To be done ::
Transcribe the records that follow, preserving every word.

The data ::
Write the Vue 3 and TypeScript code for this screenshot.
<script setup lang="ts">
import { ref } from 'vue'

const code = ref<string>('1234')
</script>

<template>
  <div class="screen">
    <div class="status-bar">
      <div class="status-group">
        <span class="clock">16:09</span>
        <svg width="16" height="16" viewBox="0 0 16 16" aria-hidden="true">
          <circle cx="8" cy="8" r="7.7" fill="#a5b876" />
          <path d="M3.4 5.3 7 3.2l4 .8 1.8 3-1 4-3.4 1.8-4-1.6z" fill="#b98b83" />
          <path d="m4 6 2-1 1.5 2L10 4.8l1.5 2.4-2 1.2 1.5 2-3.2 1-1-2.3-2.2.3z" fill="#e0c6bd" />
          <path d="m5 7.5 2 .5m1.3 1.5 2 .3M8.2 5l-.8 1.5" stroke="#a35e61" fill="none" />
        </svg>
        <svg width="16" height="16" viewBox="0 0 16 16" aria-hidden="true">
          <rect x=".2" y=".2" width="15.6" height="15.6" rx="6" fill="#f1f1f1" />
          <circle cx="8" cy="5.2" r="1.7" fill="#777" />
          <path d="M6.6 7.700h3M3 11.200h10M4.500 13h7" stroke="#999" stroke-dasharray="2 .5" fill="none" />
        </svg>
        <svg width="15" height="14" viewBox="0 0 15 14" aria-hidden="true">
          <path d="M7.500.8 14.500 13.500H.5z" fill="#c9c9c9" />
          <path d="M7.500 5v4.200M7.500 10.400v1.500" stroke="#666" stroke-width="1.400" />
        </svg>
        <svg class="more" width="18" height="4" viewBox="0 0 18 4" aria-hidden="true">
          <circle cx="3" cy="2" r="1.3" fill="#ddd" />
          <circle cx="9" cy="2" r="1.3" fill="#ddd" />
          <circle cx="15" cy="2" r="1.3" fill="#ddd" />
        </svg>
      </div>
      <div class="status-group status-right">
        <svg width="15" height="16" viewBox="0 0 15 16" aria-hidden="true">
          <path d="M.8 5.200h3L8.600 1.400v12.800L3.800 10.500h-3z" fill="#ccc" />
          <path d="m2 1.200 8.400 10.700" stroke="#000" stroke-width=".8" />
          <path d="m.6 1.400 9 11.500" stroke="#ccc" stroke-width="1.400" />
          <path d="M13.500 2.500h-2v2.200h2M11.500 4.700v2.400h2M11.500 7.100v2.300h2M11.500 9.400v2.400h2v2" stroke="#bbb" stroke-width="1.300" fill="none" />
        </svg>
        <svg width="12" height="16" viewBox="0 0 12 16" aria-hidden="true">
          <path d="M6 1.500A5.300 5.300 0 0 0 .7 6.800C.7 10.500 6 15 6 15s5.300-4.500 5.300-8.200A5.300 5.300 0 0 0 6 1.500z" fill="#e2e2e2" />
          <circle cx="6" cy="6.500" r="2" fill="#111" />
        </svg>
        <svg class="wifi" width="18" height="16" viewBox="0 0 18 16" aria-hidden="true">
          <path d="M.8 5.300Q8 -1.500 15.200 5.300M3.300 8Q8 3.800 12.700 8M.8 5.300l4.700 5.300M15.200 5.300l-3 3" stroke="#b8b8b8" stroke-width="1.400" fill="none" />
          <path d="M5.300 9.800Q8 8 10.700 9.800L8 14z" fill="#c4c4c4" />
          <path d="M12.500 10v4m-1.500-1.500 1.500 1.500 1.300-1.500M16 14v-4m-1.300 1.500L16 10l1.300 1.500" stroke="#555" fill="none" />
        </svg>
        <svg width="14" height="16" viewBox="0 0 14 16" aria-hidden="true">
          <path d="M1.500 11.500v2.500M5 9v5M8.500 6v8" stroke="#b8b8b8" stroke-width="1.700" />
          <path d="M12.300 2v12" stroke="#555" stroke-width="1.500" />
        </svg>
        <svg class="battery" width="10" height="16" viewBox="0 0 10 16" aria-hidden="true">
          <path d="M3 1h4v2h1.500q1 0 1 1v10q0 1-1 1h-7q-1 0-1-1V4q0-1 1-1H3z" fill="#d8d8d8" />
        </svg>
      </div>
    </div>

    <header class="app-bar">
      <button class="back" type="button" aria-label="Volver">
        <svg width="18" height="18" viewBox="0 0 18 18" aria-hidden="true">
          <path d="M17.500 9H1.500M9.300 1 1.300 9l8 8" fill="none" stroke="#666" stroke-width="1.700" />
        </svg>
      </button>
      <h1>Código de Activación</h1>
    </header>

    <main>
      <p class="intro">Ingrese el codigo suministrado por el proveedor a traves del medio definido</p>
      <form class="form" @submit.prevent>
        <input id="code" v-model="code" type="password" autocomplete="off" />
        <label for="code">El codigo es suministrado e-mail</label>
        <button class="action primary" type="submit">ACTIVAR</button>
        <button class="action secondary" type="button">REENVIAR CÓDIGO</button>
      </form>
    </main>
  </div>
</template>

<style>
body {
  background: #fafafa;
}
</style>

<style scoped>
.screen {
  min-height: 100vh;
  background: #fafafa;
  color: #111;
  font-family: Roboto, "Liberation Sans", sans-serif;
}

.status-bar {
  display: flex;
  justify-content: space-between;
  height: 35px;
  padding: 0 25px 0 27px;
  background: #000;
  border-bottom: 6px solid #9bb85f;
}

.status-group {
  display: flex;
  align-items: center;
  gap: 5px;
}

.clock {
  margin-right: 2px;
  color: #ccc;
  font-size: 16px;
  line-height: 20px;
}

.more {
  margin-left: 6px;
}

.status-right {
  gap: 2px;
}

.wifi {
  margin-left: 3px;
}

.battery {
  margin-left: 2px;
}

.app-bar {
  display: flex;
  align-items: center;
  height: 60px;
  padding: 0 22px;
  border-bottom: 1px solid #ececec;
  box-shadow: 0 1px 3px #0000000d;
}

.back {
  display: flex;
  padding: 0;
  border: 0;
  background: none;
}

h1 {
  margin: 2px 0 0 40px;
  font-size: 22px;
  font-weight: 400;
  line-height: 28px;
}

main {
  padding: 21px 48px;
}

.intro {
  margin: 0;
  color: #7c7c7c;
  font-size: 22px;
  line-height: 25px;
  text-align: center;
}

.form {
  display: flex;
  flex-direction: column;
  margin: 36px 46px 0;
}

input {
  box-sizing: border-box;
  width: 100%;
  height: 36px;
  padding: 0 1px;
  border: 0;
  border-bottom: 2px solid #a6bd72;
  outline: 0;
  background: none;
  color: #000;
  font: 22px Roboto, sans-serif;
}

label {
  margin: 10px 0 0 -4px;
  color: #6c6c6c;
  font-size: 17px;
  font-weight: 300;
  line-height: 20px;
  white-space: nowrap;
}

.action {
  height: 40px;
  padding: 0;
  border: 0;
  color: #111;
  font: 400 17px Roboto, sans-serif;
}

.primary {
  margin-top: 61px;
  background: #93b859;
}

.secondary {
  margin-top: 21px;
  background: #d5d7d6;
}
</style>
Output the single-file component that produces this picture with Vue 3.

Result ::
Write the Vue 3 and TypeScript code for this screenshot.
<script setup lang="ts">
import { ref } from 'vue'

const code = ref<string>('1234')
</script>

<template>
  <div class="screen">
    <div class="status-bar">
      <div class="status-group">
        <span class="clock">16:09</span>
        <svg width="16" height="16" viewBox="0 0 16 16" aria-hidden="true">
          <circle cx="8" cy="8" r="7.7" fill="#a5b876" />
          <path d="M3.4 5.3 7 3.2l4 .8 1.8 3-1 4-3.4 1.8-4-1.6z" fill="#b98b83" />
          <path d="m4 6 2-1 1.5 2L10 4.8l1.5 2.4-2 1.2 1.5 2-3.2 1-1-2.3-2.2.3z" fill="#e0c6bd" />
          <path d="m5 7.5 2 .5m1.3 1.5 2 .3M8.2 5l-.8 1.5" stroke="#a35e61" fill="none" />
        </svg>
        <svg width="16" height="16" viewBox="0 0 16 16" aria-hidden="true">
          <rect x=".2" y=".2" width="15.6" height="15.6" rx="6" fill="#f1f1f1" />
          <circle cx="8" cy="5.2" r="1.7" fill="#777" />
          <path d="M6.6 7.700h3M3 11.200h10M4.500 13h7" stroke="#999" stroke-dasharray="2 .5" fill="none" />
        </svg>
        <svg width="15" height="14" viewBox="0 0 15 14" aria-hidden="true">
          <path d="M7.500.8 14.500 13.500H.5z" fill="#c9c9c9" />
          <path d="M7.500 5v4.200M7.500 10.400v1.500" stroke="#666" stroke-width="1.400" />
        </svg>
        <svg class="more" width="18" height="4" viewBox="0 0 18 4" aria-hidden="true">
          <circle cx="3" cy="2" r="1.3" fill="#ddd" />
          <circle cx="9" cy="2" r="1.3" fill="#ddd" />
          <circle cx="15" cy="2" r="1.3" fill="#ddd" />
        </svg>
      </div>
      <div class="status-group status-right">
        <svg width="15" height="16" viewBox="0 0 15 16" aria-hidden="true">
          <path d="M.8 5.200h3L8.600 1.400v12.800L3.800 10.500h-3z" fill="#ccc" />
          <path d="m2 1.200 8.400 10.700" stroke="#000" stroke-width=".8" />
          <path d="m.6 1.400 9 11.500" stroke="#ccc" stroke-width="1.400" />
          <path d="M13.500 2.500h-2v2.200h2M11.500 4.700v2.400h2M11.500 7.100v2.300h2M11.500 9.400v2.400h2v2" stroke="#bbb" stroke-width="1.300" fill="none" />
        </svg>
        <svg width="12" height="16" viewBox="0 0 12 16" aria-hidden="true">
          <path d="M6 1.500A5.300 5.300 0 0 0 .7 6.800C.7 10.500 6 15 6 15s5.300-4.500 5.300-8.200A5.300 5.300 0 0 0 6 1.500z" fill="#e2e2e2" />
          <circle cx="6" cy="6.500" r="2" fill="#111" />
        </svg>
        <svg class="wifi" width="18" height="16" viewBox="0 0 18 16" aria-hidden="true">
          <path d="M.8 5.300Q8 -1.500 15.200 5.300M3.300 8Q8 3.800 12.700 8M.8 5.300l4.700 5.300M15.200 5.300l-3 3" stroke="#b8b8b8" stroke-width="1.400" fill="none" />
          <path d="M5.300 9.800Q8 8 10.700 9.800L8 14z" fill="#c4c4c4" />
          <path d="M12.500 10v4m-1.500-1.500 1.500 1.500 1.300-1.500M16 14v-4m-1.300 1.500L16 10l1.300 1.500" stroke="#555" fill="none" />
        </svg>
        <svg width="14" height="16" viewBox="0 0 14 16" aria-hidden="true">
          <path d="M1.500 11.500v2.500M5 9v5M8.500 6v8" stroke="#b8b8b8" stroke-width="1.700" />
          <path d="M12.300 2v12" stroke="#555" stroke-width="1.500" />
        </svg>
        <svg class="battery" width="10" height="16" viewBox="0 0 10 16" aria-hidden="true">
          <path d="M3 1h4v2h1.500q1 0 1 1v10q0 1-1 1h-7q-1 0-1-1V4q0-1 1-1H3z" fill="#d8d8d8" />
        </svg>
      </div>
    </div>

    <header class="app-bar">
      <button class="back" type="button" aria-label="Volver">
        <svg width="18" height="18" viewBox="0 0 18 18" aria-hidden="true">
          <path d="M17.500 9H1.500M9.300 1 1.300 9l8 8" fill="none" stroke="#666" stroke-width="1.700" />
        </svg>
      </button>
      <h1>Código de Activación</h1>
    </header>

    <main>
      <p class="intro">Ingrese el codigo suministrado por el proveedor a traves del medio definido</p>
      <form class="form" @submit.prevent>
        <input id="code" v-model="code" type="password" autocomplete="off" />
        <label for="code">El codigo es suministrado e-mail</label>
        <button class="action primary" type="submit">ACTIVAR</button>
        <button class="action secondary" type="button">REENVIAR CÓDIGO</button>
      </form>
    </main>
  </div>
</template>

<style>
body {
  background: #fafafa;
}
</style>

<style scoped>
.screen {
  min-height: 100vh;
  background: #fafafa;
  color: #111;
  font-family: Roboto, "Liberation Sans", sans-serif;
}

.status-bar {
  display: flex;
  justify-content: space-between;
  height: 35px;
  padding: 0 25px 0 27px;
  background: #000;
  border-bottom: 6px solid #9bb85f;
}

.status-group {
  display: flex;
  align-items: center;
  gap: 5px;
}

.clock {
  margin-right: 2px;
  color: #ccc;
  font-size: 16px;
  line-height: 20px;
}

.more {
  margin-left: 6px;
}

.status-right {
  gap: 2px;
}

.wifi {
  margin-left: 3px;
}

.battery {
  margin-left: 2px;
}

.app-bar {
  display: flex;
  align-items: center;
  height: 60px;
  padding: 0 22px;
  border-bottom: 1px solid #ececec;
  box-shadow: 0 1px 3px #0000000d;
}

.back {
  display: flex;
  padding: 0;
  border: 0;
  background: none;
}

h1 {
  margin: 2px 0 0 40px;
  font-size: 22px;
  font-weight: 400;
  line-height: 28px;
}

main {
  padding: 21px 48px;
}

.intro {
  margin: 0;
  color: #7c7c7c;
  font-size: 22px;
  line-height: 25px;
  text-align: center;
}

.form {
  display: flex;
  flex-direction: column;
  margin: 36px 46px 0;
}

input {
  box-sizing: border-box;
  width: 100%;
  height: 36px;
  padding: 0 1px;
  border: 0;
  border-bottom: 2px solid #a6bd72;
  outline: 0;
  background: none;
  color: #000;
  font: 22px Roboto, sans-serif;
}

label {
  margin: 10px 0 0 -4px;
  color: #6c6c6c;
  font-size: 17px;
  font-weight: 300;
  line-height: 20px;
  white-space: nowrap;
}

.action {
  height: 40px;
  padding: 0;
  border: 0;
  color: #111;
  font: 400 17px Roboto, sans-serif;
}

.primary {
  margin-top: 61px;
  background: #93b859;
}

.secondary {
  margin-top: 21px;
  background: #d5d7d6;
}
</style>
Output the single-file component that produces this picture with Vue 3.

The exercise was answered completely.